Indexing plays a crucial role in determining the speed and efficiency of vector search. In vector search, indexing refers to the process of organizing data points in a manner that allows for quick retrieval during a search query. The primary goal of indexing is to reduce the search space, thereby decreasing the time it takes to find the nearest neighbors or most similar items.
When data is indexed effectively, it enables faster access to the relevant vectors by limiting the number of comparisons needed. This is particularly important when dealing with large datasets, where performing a linear search would be computationally expensive. Common indexing methods include tree-based structures, such as KD-trees or Ball trees, and graph-based approaches like the hierarchical navigable small world (HNSW) algorithm. These methods help in partitioning data into manageable segments, allowing for more efficient searching.

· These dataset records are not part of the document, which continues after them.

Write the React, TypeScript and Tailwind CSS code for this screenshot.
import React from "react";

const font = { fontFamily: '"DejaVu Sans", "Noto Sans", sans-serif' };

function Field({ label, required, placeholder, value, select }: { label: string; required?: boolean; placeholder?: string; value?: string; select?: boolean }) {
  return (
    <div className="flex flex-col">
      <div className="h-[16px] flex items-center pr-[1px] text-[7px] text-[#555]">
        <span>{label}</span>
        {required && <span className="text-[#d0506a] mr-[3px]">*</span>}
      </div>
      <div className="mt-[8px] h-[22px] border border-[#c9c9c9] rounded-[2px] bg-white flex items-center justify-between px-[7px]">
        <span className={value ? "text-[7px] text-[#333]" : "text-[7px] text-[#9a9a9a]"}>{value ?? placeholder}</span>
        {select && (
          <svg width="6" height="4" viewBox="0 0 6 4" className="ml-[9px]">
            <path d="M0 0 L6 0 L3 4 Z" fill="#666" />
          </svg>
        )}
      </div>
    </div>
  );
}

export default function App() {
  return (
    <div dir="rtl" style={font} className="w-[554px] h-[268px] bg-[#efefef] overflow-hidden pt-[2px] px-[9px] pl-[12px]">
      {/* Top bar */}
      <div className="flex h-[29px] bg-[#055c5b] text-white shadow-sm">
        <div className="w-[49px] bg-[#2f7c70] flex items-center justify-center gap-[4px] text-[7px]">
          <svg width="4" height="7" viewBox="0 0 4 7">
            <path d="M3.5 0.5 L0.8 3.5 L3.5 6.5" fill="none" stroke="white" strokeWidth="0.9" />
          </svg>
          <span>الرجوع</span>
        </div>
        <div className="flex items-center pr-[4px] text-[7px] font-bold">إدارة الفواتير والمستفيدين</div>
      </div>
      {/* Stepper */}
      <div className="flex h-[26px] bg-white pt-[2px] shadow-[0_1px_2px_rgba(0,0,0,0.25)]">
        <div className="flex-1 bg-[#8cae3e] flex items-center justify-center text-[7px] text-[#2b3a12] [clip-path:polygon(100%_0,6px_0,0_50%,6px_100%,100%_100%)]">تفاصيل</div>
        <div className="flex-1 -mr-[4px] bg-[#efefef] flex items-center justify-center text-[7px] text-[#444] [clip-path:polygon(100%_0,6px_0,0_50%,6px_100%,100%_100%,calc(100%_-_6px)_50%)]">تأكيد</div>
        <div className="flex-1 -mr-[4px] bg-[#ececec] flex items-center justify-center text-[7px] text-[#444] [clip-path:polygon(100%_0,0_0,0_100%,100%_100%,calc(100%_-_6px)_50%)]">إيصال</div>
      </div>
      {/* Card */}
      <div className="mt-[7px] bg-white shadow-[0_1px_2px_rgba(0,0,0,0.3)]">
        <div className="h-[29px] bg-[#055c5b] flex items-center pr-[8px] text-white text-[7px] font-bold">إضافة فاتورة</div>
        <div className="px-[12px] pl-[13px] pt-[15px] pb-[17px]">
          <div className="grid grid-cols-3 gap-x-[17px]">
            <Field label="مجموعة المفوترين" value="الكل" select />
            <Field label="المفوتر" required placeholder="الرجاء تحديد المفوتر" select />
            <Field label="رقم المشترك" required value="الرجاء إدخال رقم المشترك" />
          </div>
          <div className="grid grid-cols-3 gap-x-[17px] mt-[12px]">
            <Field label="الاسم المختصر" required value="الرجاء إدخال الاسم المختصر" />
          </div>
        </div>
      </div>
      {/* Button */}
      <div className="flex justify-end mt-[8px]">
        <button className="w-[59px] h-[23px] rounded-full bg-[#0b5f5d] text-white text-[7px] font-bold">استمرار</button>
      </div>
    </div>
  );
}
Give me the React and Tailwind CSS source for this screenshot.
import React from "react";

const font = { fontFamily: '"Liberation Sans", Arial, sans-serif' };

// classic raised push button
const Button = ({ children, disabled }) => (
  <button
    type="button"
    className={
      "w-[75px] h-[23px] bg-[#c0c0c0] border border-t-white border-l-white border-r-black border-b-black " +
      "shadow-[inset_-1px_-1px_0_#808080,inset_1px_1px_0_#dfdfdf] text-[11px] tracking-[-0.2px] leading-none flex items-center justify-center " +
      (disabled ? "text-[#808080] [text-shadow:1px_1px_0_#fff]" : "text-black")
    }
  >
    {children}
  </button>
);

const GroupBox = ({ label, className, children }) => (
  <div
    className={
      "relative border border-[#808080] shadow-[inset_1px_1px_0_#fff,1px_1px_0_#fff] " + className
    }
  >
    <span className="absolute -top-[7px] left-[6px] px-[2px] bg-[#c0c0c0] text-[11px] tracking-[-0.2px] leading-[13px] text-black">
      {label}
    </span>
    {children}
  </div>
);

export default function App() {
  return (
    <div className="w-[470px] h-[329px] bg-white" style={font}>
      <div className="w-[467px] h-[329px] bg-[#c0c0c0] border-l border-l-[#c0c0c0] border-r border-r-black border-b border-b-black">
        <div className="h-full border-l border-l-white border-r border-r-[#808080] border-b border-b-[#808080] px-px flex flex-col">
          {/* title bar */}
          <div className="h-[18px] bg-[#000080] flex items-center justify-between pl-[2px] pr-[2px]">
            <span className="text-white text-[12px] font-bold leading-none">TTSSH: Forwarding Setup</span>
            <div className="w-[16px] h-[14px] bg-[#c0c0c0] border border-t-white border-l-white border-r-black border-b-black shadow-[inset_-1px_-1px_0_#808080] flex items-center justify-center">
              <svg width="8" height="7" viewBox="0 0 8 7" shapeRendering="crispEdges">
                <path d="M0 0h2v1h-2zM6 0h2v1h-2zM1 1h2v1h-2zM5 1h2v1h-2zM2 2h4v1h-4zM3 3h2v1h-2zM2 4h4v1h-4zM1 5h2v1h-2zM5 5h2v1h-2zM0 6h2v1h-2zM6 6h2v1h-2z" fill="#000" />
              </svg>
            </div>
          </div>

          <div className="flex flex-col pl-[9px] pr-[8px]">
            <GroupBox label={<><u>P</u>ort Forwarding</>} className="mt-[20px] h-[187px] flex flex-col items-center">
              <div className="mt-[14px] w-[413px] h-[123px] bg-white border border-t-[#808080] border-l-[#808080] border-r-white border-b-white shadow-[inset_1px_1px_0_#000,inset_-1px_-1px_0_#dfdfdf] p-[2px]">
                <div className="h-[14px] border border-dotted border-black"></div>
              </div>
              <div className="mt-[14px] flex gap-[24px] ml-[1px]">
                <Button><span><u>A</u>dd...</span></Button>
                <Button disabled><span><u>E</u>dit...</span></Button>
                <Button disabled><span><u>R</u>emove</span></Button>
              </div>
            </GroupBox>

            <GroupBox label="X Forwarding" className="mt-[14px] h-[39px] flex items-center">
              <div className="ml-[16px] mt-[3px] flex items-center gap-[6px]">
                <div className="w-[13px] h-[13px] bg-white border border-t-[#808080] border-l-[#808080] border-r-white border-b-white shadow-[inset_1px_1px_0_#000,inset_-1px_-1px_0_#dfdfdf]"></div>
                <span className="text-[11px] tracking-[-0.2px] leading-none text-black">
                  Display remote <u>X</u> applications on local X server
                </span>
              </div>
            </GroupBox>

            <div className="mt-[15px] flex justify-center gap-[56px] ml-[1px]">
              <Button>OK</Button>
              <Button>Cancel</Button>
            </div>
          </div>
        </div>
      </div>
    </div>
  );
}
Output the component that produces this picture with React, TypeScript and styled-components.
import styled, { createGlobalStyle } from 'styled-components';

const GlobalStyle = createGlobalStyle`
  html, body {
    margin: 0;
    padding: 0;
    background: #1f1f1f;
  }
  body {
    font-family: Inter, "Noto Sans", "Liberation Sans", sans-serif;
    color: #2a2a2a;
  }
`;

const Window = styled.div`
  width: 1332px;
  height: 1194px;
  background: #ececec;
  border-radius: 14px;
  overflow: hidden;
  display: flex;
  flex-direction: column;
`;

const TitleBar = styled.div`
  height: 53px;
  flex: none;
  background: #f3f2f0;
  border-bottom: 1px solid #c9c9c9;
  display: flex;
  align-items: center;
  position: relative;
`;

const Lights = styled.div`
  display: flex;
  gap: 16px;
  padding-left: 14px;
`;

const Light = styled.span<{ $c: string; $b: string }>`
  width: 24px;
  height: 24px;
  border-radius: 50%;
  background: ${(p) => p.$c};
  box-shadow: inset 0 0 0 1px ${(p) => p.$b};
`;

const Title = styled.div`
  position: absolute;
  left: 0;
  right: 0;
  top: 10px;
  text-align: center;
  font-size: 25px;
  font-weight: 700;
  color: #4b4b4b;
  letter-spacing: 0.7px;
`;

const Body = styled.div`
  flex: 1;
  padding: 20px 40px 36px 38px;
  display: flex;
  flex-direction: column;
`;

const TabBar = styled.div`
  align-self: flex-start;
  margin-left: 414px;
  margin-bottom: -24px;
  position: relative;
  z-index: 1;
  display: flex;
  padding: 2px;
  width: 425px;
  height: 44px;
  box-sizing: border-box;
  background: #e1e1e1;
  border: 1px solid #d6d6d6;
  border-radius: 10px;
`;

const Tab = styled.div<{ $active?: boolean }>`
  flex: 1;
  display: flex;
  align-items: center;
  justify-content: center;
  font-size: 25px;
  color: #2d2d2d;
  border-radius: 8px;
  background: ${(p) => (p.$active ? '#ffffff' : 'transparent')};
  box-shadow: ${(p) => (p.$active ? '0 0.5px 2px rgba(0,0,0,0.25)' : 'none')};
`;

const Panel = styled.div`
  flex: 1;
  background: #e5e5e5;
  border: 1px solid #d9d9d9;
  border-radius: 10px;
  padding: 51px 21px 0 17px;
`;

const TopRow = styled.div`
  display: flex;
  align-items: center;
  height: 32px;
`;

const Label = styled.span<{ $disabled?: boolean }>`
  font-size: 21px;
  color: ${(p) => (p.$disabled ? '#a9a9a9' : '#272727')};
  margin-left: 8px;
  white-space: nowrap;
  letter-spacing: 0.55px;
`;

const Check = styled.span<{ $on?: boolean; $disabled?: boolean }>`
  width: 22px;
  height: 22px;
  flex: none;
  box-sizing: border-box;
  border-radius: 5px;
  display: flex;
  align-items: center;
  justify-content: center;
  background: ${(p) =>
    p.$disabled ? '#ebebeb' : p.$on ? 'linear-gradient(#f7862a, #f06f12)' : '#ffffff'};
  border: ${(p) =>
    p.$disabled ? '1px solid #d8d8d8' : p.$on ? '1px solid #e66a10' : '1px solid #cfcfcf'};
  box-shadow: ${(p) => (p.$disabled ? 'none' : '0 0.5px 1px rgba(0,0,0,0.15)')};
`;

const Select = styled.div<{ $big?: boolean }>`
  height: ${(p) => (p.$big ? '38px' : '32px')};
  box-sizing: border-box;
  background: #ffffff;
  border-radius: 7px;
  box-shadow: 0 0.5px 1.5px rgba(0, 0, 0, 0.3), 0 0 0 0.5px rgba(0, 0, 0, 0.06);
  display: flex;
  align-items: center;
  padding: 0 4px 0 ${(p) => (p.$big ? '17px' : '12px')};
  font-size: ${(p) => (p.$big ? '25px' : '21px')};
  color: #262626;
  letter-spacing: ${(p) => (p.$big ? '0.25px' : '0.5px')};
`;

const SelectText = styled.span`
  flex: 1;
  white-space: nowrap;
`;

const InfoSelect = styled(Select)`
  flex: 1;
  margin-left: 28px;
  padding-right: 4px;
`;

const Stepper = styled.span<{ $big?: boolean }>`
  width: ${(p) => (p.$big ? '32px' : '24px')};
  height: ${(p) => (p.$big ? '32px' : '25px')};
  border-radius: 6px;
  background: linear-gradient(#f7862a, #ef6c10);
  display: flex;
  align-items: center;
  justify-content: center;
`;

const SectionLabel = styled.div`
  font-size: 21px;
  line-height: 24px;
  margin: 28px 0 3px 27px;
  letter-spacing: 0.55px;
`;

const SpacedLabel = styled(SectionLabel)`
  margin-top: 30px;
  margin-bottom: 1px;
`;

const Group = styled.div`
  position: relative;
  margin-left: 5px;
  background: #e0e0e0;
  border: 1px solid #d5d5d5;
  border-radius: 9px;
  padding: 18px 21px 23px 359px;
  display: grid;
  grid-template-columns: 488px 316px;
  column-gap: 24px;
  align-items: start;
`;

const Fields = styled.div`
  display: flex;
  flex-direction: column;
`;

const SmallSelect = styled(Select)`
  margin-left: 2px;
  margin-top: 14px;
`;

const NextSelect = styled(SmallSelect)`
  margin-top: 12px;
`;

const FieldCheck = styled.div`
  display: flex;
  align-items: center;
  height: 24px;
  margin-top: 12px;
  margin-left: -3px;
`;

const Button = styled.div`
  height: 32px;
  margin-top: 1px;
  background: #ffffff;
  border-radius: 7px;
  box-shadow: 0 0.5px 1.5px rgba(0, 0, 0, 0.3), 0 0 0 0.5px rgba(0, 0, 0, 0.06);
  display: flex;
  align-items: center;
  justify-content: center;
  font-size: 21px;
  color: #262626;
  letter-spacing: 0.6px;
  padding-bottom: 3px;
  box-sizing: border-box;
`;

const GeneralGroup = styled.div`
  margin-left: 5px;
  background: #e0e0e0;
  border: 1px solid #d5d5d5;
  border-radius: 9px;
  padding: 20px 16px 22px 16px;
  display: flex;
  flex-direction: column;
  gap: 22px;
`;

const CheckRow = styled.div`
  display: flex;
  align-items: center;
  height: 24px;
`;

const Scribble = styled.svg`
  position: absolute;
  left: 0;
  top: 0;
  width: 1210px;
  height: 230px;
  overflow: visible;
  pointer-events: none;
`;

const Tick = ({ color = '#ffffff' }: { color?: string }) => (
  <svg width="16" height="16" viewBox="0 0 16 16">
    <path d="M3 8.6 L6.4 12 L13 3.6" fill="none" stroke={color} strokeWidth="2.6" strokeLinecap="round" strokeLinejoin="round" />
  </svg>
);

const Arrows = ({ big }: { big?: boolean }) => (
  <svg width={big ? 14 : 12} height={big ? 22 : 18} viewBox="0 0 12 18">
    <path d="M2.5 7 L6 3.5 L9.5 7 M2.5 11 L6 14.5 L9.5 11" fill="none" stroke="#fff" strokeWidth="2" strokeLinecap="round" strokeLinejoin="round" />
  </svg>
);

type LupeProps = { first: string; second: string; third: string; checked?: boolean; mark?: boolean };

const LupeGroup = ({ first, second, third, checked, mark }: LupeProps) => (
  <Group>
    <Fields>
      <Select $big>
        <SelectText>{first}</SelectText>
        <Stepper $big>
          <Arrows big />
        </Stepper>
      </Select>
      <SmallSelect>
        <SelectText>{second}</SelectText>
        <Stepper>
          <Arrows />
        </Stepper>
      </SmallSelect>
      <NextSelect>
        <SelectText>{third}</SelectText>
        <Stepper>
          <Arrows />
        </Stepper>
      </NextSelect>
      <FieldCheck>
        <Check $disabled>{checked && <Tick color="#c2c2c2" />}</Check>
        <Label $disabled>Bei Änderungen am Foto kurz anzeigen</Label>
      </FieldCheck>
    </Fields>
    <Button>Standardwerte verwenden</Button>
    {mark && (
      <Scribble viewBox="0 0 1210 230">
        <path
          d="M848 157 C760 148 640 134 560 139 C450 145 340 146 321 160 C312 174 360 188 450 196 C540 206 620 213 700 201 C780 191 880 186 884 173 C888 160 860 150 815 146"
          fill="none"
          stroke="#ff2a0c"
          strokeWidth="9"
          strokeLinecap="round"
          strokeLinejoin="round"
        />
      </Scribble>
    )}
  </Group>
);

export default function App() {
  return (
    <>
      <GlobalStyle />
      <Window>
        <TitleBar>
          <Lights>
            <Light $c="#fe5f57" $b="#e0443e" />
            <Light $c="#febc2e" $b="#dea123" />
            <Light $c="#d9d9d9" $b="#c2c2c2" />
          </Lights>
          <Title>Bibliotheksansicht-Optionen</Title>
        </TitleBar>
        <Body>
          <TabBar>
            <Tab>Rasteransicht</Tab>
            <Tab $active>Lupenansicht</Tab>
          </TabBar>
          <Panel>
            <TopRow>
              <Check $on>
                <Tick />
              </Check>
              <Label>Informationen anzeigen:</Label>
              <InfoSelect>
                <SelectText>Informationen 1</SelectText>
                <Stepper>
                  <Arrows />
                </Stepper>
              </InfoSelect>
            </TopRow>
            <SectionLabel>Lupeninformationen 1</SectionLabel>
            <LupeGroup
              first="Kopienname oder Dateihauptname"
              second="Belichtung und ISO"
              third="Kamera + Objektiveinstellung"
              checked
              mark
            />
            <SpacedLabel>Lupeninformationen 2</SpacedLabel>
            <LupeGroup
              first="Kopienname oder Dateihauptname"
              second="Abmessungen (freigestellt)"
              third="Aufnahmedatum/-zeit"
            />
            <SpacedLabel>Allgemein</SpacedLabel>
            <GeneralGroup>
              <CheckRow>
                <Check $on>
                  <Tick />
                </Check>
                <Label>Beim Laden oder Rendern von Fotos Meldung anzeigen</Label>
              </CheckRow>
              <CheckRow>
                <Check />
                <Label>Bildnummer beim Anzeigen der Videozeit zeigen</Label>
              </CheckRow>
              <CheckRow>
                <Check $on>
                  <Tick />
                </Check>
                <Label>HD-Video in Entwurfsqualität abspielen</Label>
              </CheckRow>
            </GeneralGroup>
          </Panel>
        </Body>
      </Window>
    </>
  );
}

The choice of indexing method can significantly impact search speed. For instance, tree-based methods are generally more suited for lower-dimensional spaces, while graph-based methods like HNSW are better for high-dimensional vectors. Additionally, the use of approximate nearest neighbors (ANN) search techniques can further enhance speed, albeit sometimes at the cost of precision.
Ultimately, the effectiveness of indexing in vector search is measured by its ability to balance speed with accuracy. By employing the right indexing strategy, systems can achieve high recall rates and deliver accurate results quickly, enhancing the overall search experience for users.